-- START OF Records for processing --

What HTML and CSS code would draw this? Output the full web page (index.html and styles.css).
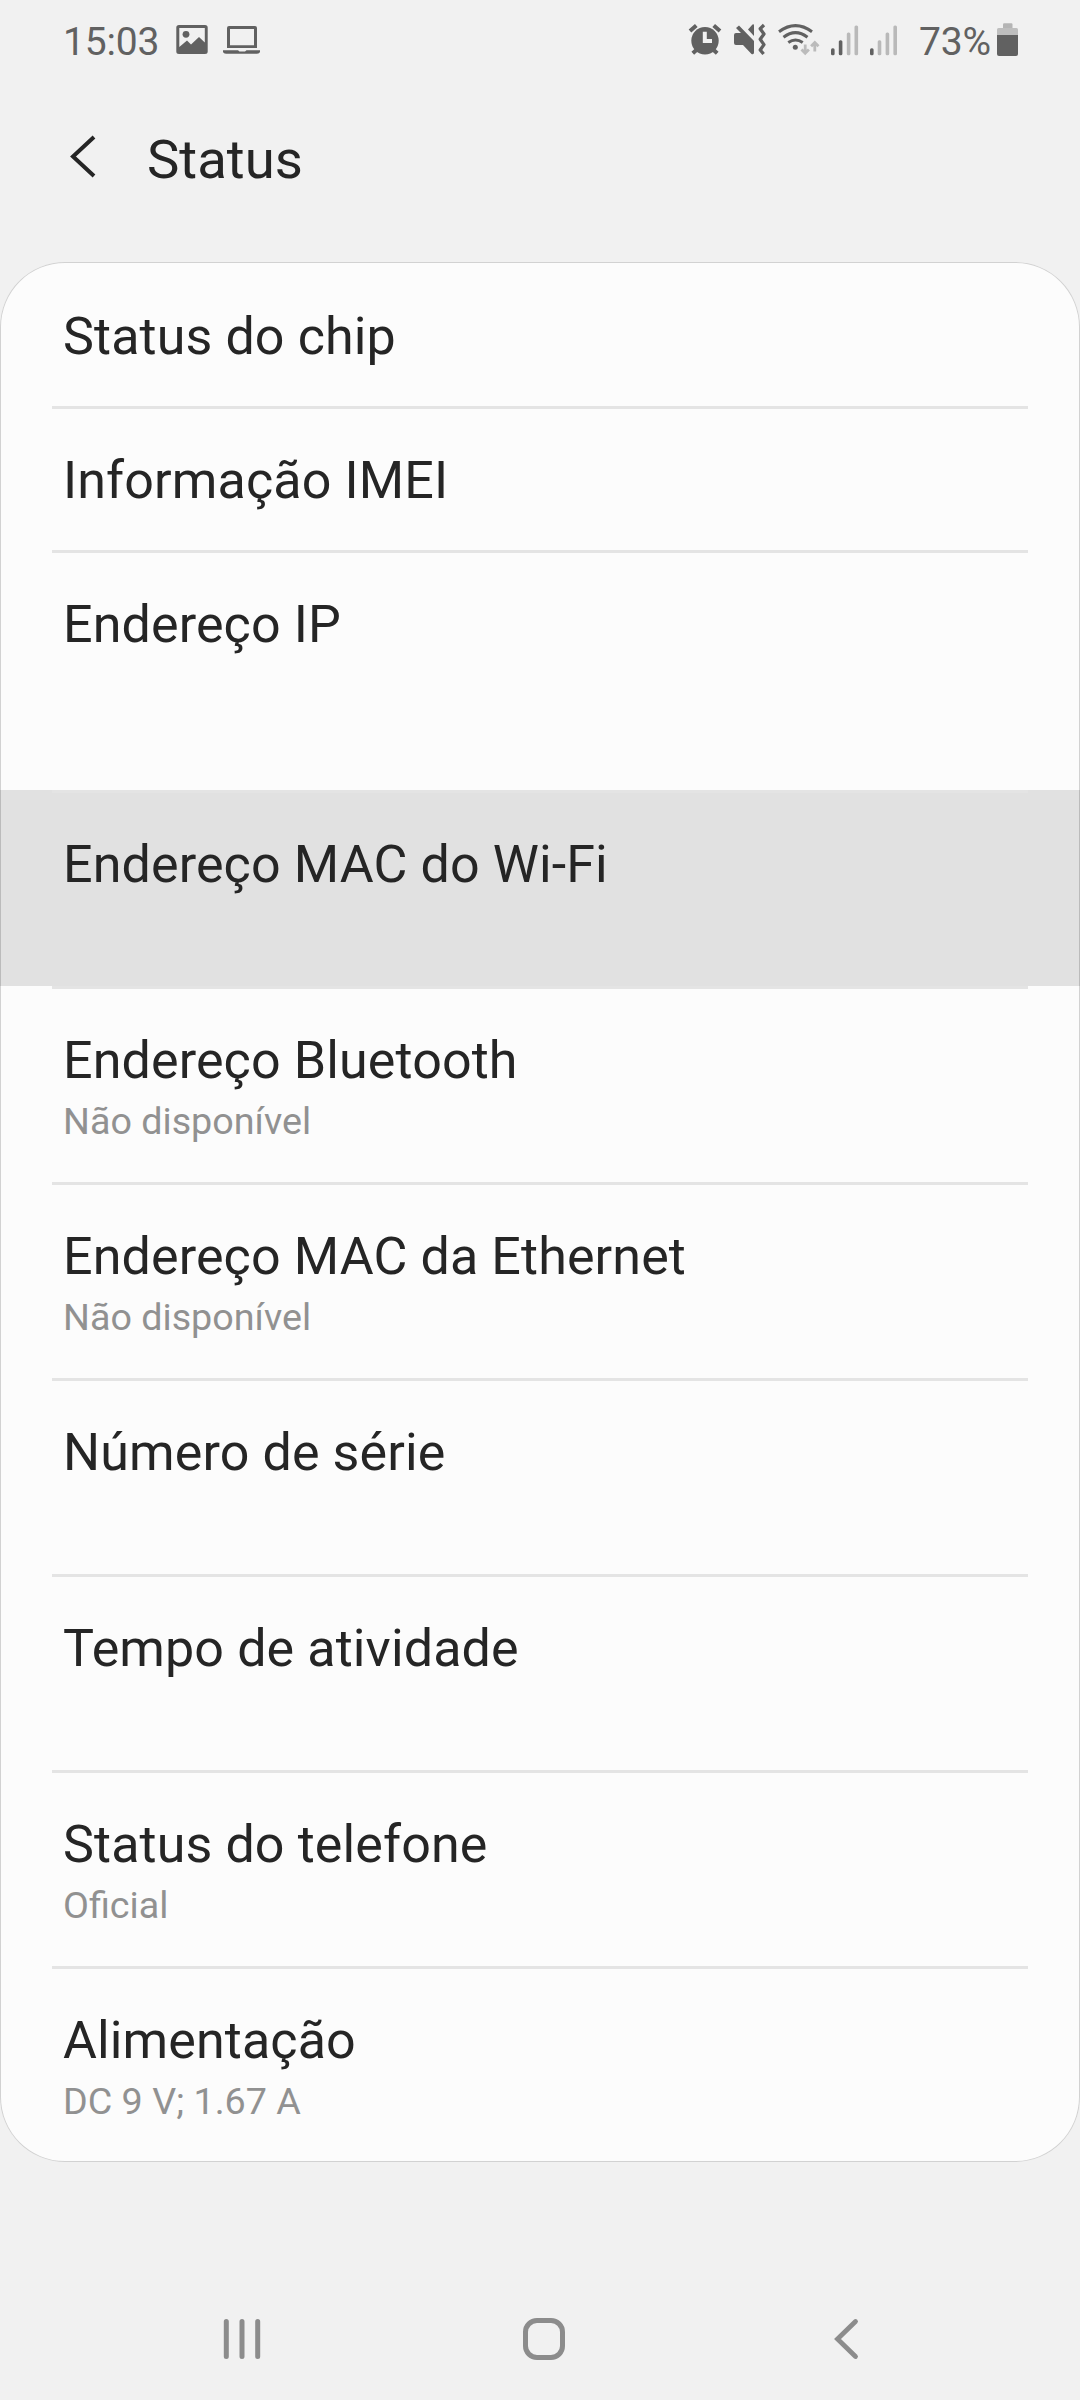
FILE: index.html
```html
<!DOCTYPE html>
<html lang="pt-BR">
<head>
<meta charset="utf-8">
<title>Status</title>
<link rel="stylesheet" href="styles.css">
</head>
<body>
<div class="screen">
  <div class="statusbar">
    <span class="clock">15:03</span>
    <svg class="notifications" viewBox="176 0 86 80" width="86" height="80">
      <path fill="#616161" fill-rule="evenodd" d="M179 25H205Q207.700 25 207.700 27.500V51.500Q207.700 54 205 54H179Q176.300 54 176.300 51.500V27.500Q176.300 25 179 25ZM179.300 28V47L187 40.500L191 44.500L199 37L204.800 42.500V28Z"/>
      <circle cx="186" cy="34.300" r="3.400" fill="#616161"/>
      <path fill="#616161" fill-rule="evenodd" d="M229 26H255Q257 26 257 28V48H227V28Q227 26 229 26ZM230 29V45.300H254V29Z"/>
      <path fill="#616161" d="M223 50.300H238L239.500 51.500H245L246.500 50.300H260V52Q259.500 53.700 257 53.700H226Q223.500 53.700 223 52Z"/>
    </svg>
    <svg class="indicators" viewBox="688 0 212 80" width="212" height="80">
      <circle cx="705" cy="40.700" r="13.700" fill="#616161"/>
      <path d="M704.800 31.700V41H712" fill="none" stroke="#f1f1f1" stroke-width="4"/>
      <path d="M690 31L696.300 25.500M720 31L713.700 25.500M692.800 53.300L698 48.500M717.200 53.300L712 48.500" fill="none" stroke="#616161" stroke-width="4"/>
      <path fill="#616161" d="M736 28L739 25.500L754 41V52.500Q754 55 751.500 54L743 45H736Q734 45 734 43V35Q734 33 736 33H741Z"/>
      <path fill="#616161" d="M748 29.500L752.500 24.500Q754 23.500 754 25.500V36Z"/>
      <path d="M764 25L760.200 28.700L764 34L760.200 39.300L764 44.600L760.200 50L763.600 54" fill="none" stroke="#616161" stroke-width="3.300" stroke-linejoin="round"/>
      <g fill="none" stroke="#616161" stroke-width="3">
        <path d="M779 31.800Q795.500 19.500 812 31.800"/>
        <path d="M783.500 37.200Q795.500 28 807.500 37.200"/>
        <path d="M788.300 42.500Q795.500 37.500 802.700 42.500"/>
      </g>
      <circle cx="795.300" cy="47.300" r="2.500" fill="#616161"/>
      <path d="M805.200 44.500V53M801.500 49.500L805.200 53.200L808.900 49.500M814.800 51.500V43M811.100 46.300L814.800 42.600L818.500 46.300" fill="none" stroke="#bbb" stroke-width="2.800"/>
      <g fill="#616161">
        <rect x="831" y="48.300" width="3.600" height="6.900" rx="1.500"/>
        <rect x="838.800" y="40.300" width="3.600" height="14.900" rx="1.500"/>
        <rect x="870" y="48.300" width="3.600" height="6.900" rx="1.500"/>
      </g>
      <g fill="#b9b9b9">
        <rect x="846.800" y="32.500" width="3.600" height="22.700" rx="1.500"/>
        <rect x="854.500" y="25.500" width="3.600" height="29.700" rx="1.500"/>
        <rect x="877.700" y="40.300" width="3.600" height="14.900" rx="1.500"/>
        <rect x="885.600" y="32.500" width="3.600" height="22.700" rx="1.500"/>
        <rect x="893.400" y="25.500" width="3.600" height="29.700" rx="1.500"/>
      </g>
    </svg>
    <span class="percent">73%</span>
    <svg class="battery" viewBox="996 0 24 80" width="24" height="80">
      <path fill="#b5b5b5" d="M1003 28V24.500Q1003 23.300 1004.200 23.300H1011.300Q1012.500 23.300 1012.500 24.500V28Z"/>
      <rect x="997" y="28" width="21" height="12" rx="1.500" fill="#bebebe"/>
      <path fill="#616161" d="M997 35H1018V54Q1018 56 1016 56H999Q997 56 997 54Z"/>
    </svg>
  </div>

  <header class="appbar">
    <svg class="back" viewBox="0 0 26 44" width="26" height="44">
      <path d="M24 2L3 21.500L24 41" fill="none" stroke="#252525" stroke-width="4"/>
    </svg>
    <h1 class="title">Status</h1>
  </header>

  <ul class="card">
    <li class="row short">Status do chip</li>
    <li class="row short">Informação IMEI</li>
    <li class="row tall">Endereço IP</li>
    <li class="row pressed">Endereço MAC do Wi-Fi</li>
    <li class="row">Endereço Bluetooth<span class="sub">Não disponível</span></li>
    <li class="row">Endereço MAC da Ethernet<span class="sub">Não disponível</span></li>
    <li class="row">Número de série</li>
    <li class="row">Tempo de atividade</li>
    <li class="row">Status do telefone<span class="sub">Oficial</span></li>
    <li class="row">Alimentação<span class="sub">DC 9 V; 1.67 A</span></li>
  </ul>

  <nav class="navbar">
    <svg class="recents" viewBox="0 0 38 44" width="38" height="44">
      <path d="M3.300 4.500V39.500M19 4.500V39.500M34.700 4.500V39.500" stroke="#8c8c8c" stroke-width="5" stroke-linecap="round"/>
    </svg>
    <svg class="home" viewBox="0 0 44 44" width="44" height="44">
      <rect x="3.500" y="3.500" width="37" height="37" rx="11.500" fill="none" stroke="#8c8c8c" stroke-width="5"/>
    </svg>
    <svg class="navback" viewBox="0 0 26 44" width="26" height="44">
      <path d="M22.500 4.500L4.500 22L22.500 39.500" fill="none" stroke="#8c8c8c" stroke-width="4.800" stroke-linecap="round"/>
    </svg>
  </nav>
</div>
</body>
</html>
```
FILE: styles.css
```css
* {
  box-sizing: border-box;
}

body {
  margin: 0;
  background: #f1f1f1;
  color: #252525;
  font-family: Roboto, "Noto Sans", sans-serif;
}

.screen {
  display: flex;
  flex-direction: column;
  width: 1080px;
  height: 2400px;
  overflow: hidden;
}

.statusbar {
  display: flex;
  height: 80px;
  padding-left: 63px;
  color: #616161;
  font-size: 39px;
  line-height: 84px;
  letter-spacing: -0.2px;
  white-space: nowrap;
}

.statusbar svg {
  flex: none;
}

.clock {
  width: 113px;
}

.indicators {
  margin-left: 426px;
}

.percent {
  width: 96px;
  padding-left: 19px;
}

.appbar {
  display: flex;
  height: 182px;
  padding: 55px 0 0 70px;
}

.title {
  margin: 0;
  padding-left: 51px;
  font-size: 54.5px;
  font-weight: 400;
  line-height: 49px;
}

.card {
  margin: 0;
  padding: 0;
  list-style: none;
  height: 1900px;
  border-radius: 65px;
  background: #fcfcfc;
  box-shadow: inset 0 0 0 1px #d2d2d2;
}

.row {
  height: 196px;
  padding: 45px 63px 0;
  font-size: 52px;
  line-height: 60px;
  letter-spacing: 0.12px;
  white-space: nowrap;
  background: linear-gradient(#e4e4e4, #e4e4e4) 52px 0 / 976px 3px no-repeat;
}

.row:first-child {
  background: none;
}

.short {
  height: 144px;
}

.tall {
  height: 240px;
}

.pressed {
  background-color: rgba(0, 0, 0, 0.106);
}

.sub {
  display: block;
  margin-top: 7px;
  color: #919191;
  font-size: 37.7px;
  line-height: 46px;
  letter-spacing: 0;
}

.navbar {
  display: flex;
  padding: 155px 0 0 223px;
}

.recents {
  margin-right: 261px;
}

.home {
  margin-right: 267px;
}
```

-- END OF Records for processing --
-- START OF Records for processing --

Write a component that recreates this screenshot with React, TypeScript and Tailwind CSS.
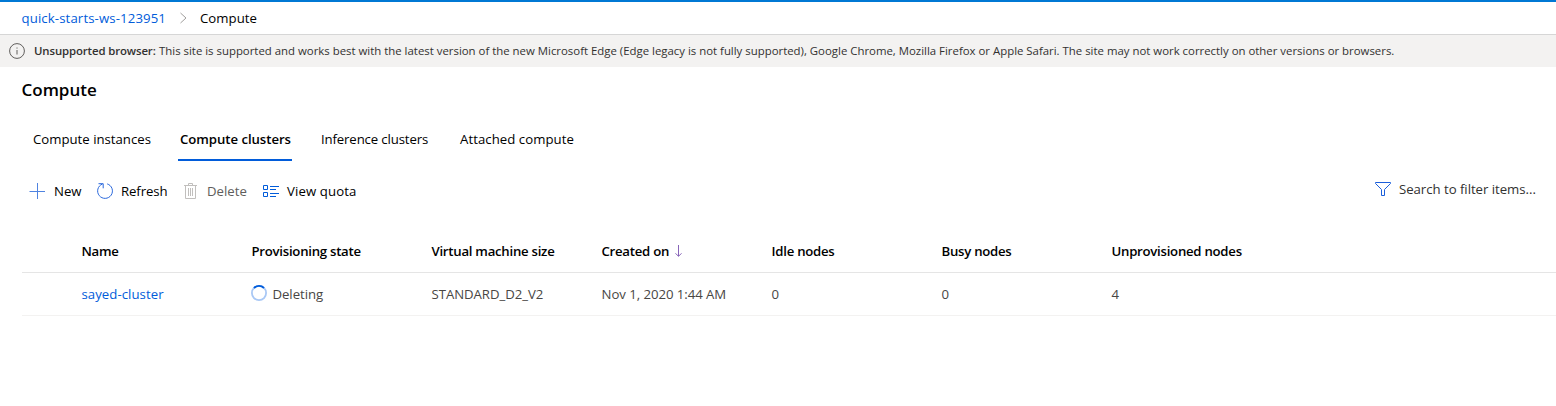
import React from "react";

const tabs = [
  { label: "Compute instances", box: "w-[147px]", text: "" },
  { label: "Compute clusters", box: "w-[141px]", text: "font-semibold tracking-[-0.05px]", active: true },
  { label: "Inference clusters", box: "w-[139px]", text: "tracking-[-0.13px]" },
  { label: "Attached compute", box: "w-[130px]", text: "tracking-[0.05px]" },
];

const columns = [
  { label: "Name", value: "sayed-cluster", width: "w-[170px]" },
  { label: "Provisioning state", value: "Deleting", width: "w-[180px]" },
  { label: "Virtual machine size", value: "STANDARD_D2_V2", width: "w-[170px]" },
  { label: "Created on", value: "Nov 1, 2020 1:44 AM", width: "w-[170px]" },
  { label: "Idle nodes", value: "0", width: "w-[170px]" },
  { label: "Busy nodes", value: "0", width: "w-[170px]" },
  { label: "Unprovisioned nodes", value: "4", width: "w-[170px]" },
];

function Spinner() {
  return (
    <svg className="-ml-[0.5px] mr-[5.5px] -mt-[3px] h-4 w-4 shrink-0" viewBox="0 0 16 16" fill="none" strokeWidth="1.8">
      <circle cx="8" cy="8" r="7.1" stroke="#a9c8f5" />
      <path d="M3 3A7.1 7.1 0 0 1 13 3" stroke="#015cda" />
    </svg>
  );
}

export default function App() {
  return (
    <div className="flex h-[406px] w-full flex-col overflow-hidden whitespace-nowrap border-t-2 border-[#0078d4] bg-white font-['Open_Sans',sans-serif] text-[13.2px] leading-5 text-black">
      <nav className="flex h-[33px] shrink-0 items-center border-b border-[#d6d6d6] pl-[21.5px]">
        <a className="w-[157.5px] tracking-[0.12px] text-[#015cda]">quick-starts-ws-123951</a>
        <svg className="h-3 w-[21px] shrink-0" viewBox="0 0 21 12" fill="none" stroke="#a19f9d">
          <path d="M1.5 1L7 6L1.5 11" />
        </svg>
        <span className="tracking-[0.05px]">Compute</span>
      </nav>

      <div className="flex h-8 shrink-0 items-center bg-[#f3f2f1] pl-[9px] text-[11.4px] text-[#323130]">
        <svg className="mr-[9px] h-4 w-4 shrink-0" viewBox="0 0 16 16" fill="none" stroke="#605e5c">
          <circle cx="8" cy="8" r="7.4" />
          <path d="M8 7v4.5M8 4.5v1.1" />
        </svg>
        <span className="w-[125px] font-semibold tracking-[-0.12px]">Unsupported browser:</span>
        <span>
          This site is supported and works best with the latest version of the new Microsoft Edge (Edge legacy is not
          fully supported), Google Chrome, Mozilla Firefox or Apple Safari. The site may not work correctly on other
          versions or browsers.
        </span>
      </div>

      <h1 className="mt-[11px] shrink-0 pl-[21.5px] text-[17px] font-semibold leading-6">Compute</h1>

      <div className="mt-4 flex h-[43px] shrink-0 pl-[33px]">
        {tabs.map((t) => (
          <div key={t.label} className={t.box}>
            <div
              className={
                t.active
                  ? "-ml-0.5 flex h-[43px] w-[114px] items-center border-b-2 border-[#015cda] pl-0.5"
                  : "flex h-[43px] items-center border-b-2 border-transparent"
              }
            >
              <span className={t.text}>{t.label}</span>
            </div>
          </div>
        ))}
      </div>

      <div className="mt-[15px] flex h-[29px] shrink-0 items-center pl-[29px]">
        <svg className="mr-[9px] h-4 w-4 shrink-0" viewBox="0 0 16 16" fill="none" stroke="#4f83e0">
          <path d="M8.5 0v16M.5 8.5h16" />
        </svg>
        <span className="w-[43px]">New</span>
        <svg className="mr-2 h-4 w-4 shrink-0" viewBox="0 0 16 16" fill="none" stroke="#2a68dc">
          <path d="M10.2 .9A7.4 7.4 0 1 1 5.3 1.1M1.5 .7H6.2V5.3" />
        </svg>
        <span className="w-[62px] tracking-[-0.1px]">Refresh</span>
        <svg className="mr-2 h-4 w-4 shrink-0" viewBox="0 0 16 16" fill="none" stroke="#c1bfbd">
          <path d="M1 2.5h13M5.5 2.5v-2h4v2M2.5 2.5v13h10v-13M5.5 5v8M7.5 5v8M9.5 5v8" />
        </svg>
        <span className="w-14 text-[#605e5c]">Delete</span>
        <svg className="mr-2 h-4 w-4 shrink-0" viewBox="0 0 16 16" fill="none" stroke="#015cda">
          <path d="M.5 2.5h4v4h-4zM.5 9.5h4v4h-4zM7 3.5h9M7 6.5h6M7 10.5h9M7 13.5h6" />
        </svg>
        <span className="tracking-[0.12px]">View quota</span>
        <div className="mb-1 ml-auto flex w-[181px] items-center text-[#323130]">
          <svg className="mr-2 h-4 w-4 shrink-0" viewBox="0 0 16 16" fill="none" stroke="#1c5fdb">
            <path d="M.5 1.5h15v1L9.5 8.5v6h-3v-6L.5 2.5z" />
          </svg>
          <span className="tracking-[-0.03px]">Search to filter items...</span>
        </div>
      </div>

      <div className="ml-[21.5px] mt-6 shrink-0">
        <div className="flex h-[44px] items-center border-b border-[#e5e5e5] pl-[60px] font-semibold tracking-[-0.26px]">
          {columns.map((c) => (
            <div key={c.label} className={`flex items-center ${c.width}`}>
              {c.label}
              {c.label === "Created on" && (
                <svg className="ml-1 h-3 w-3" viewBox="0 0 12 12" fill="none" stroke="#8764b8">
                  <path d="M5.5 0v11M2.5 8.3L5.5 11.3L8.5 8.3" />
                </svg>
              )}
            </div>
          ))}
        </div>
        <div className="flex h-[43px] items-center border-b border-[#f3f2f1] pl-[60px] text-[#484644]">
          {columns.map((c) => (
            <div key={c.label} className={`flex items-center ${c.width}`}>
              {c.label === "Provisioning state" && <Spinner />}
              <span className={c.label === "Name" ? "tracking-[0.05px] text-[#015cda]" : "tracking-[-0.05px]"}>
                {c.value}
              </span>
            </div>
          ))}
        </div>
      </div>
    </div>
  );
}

-- END OF Records for processing --

▶ **Task goal**
Copy each line that contains the word "index".

▶ **Correct answer**
What HTML and CSS code would draw this? Output the full web page (index.html and styles.css).
FILE: index.html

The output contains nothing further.